I prayed that god would give me the opportunity and the words to break through. On a long car ride mid-June, just Ange-Laurette and myself, God gave me the words out of nowhere! Seriously, I was speaking and just smiling to myself thinking, "This is good!" :) I asked her to listen carefully and think about this. I said that when she was 4 and witnessed her dad's death, lost her home in a hurricane, spent months searching for a new home, watched her mother place her baby sister in an orphanage, and then decided to choose adoption for her as well....her mother was likely unable to take care of Ange-Laurette's grief and fears.
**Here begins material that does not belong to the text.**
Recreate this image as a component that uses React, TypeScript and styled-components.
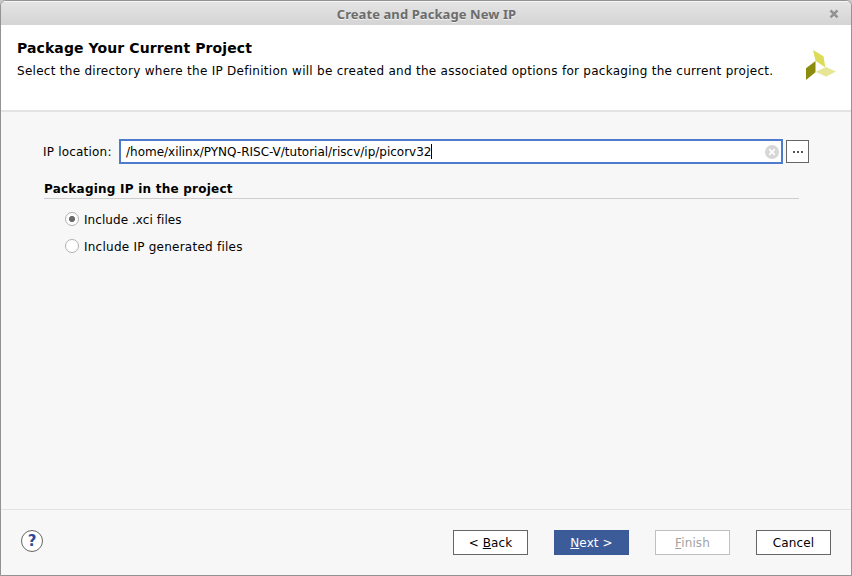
import React, { useState } from "react";
import styled, { createGlobalStyle } from "styled-components";

const GlobalStyle = createGlobalStyle`
  * { box-sizing: border-box; }
  html, body { margin: 0; background: #c9c7c7; overflow: hidden; }
  body { font-family: "DejaVu Sans", sans-serif; font-size: 12px; color: #000; }
  button { font: inherit; }
`;

const Window = styled.div`
  width: 852px;
  height: 576px;
  display: flex;
  flex-direction: column;
  background: #f7f7f7;
  border: 1px solid #949292;
  border-radius: 6px 6px 0 0;
  overflow: hidden;
`;

const TitleBar = styled.header`
  height: 24px;
  flex: none;
  display: grid;
  grid-template-columns: 28px 1fr 28px;
  align-items: center;
  justify-items: center;
  border-top: 1px solid #f6f6f6;
  background: linear-gradient(#e4e4e4, #d4d4d4);
`;

const WindowTitle = styled.div`
  grid-column: 2;
  padding-left: 1px;
  font: bold 13px/18px "Noto Sans", sans-serif;
  letter-spacing: 0.08px;
  color: #6c6c6c;
  text-shadow: 0 1px #f0f0f0;
  white-space: nowrap;
`;

const CloseButton = styled.button`
  display: flex;
  padding: 0;
  border: 0;
  background: none;
  margin-right: 6px;
`;

const Banner = styled.section`
  height: 87px;
  flex: none;
  display: flex;
  justify-content: space-between;
  padding: 13px 15px 0 16px;
  background: #fff;
  border-bottom: 2px solid #e3e3e3;
`;

const BannerTitle = styled.h1`
  margin: 0;
  font-size: 14px;
  line-height: 20px;
  letter-spacing: 0.1px;
`;

const BannerText = styled.p`
  margin: 4px 0 0;
  line-height: 18px;
  letter-spacing: 0.278px;
  white-space: nowrap;
`;

const Logo = styled.svg`
  margin-top: 12px;
  flex: none;
`;

const Content = styled.main`
  flex: 1;
  padding: 27px 42px 0;
`;

const LocationRow = styled.div`
  display: flex;
  align-items: center;
  height: 25px;
`;

const Label = styled.label`
  width: 76px;
  flex: none;
  letter-spacing: 0.2px;
  white-space: nowrap;
`;

const Field = styled.div`
  width: 664px;
  height: 25px;
  display: flex;
  align-items: center;
  padding: 0 2px 0 5px;
  border: 2px solid #4f7bcf;
  background: #fff;
`;

const Path = styled.span`
  white-space: nowrap;
  letter-spacing: -0.01px;
`;

const Caret = styled.span`
  width: 1px;
  height: 15px;
  background: #000;
  margin-right: auto;
`;

const BrowseButton = styled.button`
  width: 23px;
  height: 23px;
  margin-left: 3px;
  padding: 0;
  display: flex;
  align-items: center;
  justify-content: center;
  gap: 2px;
  border: 1px solid #666;
  background: #fff;
`;

const Dot = styled.i`
  width: 2px;
  height: 2px;
  background: #555;
`;

const GroupTitle = styled.h2`
  width: 755px;
  height: 20px;
  margin: 15px 0 0 1px;
  font-size: 12px;
  line-height: 20px;
  letter-spacing: 0.23px;
  border-bottom: 1px solid #cdcdcd;
`;

const Options = styled.div`
  display: flex;
  flex-direction: column;
  gap: 9px;
  padding: 12px 0 0 22px;
`;

const Option = styled.div<{ $tracking: number }>`
  height: 18px;
  display: flex;
  align-items: flex-start;
  gap: 5px;
  line-height: 18px;
  letter-spacing: ${(p) => p.$tracking}px;
`;

const Radio = styled.span<{ $on: boolean }>`
  width: 14px;
  height: 14px;
  margin-top: 1px;
  border: 1px solid #b0b0b0;
  border-radius: 50%;
  background: ${(p) => (p.$on ? "radial-gradient(circle, #6b6b6b 2.7px, #fff 3.5px)" : "#fff")};
`;

const Footer = styled.footer`
  height: 66px;
  flex: none;
  display: flex;
  align-items: flex-start;
  padding: 20px 20px 0;
  border-top: 1px solid #e3e3e3;
`;

const HelpButton = styled.button`
  width: 22px;
  height: 22px;
  padding: 0;
  margin-right: auto;
  border: 1px solid #666;
  border-radius: 50%;
  background: #fff;
  color: #2b4a9b;
  font-weight: bold;
  font-size: 15px;
  line-height: 20px;
`;

const Actions = styled.div`
  display: flex;
  gap: 26px;
`;

const tones = {
  normal: "border-color: #666; background: #fff; color: #000;",
  primary: "border-color: #3b5998; background: #3b5b99; color: #fff;",
  disabled: "border-color: #c0c0c0; background: #fff; color: #a3a3a3;",
};

const ActionButton = styled.button<{ $tone: keyof typeof tones }>`
  width: 75px;
  height: 25px;
  padding: 2px 0 0;
  border: 1px solid;
  line-height: 21px;
  letter-spacing: 0.1px;
  white-space: pre;
  ${(p) => tones[p.$tone]}
`;

const Key = styled.span`
  text-decoration: underline;
  text-decoration-thickness: 1px;
  text-underline-offset: 1px;
  text-decoration-skip-ink: none;
`;

const choices = [
  { text: "Include .xci files", tracking: 0.06 },
  { text: "Include IP generated files", tracking: 0.24 },
];

export default function App() {
  const [selected, setSelected] = useState(0);
  return (
    <>
      <GlobalStyle />
      <Window>
        <TitleBar>
          <WindowTitle>Create and Package New IP</WindowTitle>
          <CloseButton aria-label="Close">
            <svg width="10" height="10" viewBox="0 0 10 10">
              <path d="M1.7 2.5 8.3 9.1M8.3 2.5 1.7 9.1" stroke="#f4f4f4" strokeWidth="2.4" />
              <path d="M1.5 1.5 8.5 8.5M8.5 1.5 1.5 8.5" stroke="#929292" strokeWidth="2.5" />
            </svg>
          </CloseButton>
        </TitleBar>
        <Banner>
          <div>
            <BannerTitle>Package Your Current Project</BannerTitle>
            <BannerText>
              Select the directory where the IP Definition will be created and the associated options for packaging the current project.
            </BannerText>
          </div>
          <Logo width="30" height="30" viewBox="0 0 30 30">
            <path d="M7 0 17.5 6.2 19.4 17.4 9.5 10.7Z" fill="#dcdc58" />
            <path d="M0 18.2 9.5 11V22.3L0 30Z" fill="#8c8c0c" />
            <path d="M9.7 21.7 20 17 30 21.4 20 26.8Z" fill="#e6e696" />
          </Logo>
        </Banner>
        <Content>
          <LocationRow>
            <Label>IP location:</Label>
            <Field>
              <Path>/home/xilinx/PYNQ-RISC-V/tutorial/riscv/ip/picorv32</Path>
              <Caret />
              <svg width="14" height="14" viewBox="0 0 14 14">
                <circle cx="7" cy="7" r="7" fill="#d7d7d7" />
                <path d="M4.2 4.2 9.8 9.8M9.8 4.2 4.2 9.8" stroke="#fff" strokeWidth="1.7" />
              </svg>
            </Field>
            <BrowseButton aria-label="Browse">
              <Dot />
              <Dot />
              <Dot />
            </BrowseButton>
          </LocationRow>
          <GroupTitle>Packaging IP in the project</GroupTitle>
          <Options>
            {choices.map(({ text, tracking }, i) => (
              <Option key={text} $tracking={tracking} onClick={() => setSelected(i)}>
                <Radio $on={selected === i} />
                {text}
              </Option>
            ))}
          </Options>
        </Content>
        <Footer>
          <HelpButton>?</HelpButton>
          <Actions>
            <ActionButton $tone="normal">{"< "}<Key>B</Key>ack</ActionButton>
            <ActionButton $tone="primary"><Key>N</Key>{"ext >"}</ActionButton>
            <ActionButton $tone="disabled" disabled><Key>F</Key>inish</ActionButton>
            <ActionButton $tone="normal">Cancel</ActionButton>
          </Actions>
        </Footer>
      </Window>
    </>
  );
}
Ange-Laurette, out of survival, had to close up her heart. I cupped my hands together to show her how her heart locked up all her emotions inside...like the plastic heart at Valentines that held candy inside. I explained that, by doing that, she kept herself from feeling sad, scared, disappointed, or anything that might hurt. At the same time, she could not feel others' love or even daily joys anymore. I explained that she was the only one who held the key to opening her heart again. I told her I would be here for her each day as she slowly opened it, like a flower in spring. The problem was that as she started to feel love and to love others again, she might also feel sadness or anger about things from the past too.
As I looked in the rearview mirror, I saw her cup her hands together just like mine. She watched me intently, like she rarely had before. I asked if she understood. She nodded but then plugged in her Mp3 player again. I was not sure how much she had heard. Later that night, as Bruce and I tucked her into bed, I asked her to tell Bruce what she remembered about our conversation in the car.
She demonstrated how her heart had gotten locked up and said that she was the only one with a key. She said, "When I saw my dad killed and no one could make me feel better, I closed my heart so I wouldn't feel anything. Now I need to open it up a little bit like a flower." I asked her what might happen then. She said, "I can start to feel that you love me, but I might get sad again, too." WOW! We could not believe it. She had listened and had heard it. We practiced a "tight" squeeze hug, and tucked her in...for a new day ahead.

Since that night, so many moments have shown her growing ability to feel. She is using feeling words. We are able to talk about how being held as an infant and being changed when wet etc teach kids early on to trust others. She knows that her parents did everything they could, but she also knows that it is impossible to meet your baby's most basic needs in Haiti. Now, we are focusing our efforts on bonding with her and building that trust, rather than assuming it will grow naturally. When she says, "I can't" or shows low self esteem, we can name it and help her with positive self statements: "I'm learning more everyday. I am amazing!"
At first we felt guilty for not recognizing this earlier. Then we felt angry for not being more educated on the very real possibility of these minor attachment issues. Next, we were overwhelmed at the mountain ahead of us. But, with that one REAL conversation in the car and many more in the weeks since, we are so encouraged! Getting it out in the open and admitting no one was to blame...it was huge!! She doesn't have to feel like we dislike her insensitive personality...we don't have to wonder what we are doing wrong. It is a very understandable and common result from not having basic needs met early on...and from experiencing multiple traumas in childhood.
Our compassion for her, and Pierre as well, has grown exponentially. For the first 18 months, we were in survival mode. Our energies were on the adjustment, the language, the rules, the schooling, and just the day-to-day activities. Now, we know to stop, to sit together, to talk about their past, and to dream of future days together as a family. We are ready to see all of this from a God's eye perspective again...like we were able to do in the beginning. Bruce turned to this passage this morning:
2 Cor. 12: 9-10 "But he said to me, 'My grace is sufficient for you, for my power is made perfect in weakness.' Therefore, I will boast all the more gladly about my weaknesses, so that Christ's power may rest on me. That is why, for Christ's sake, I delight in weaknesses, in insults, in hardships, in persecution, in difficulties. For when I am weak, then I am strong."

If the kids' adjustment had been totally smooth, we would not have found ourselves on our knees asking for God's strength. If we had not taken on this calling, we would not have so many stories of his "grace." Without the hardships and difficulties, our faith would be weak...because we would have no idea how perfect God is in keeping his Word!! So, I am "boasting of our weaknesses" and knowing his grace will be sufficient. Amen!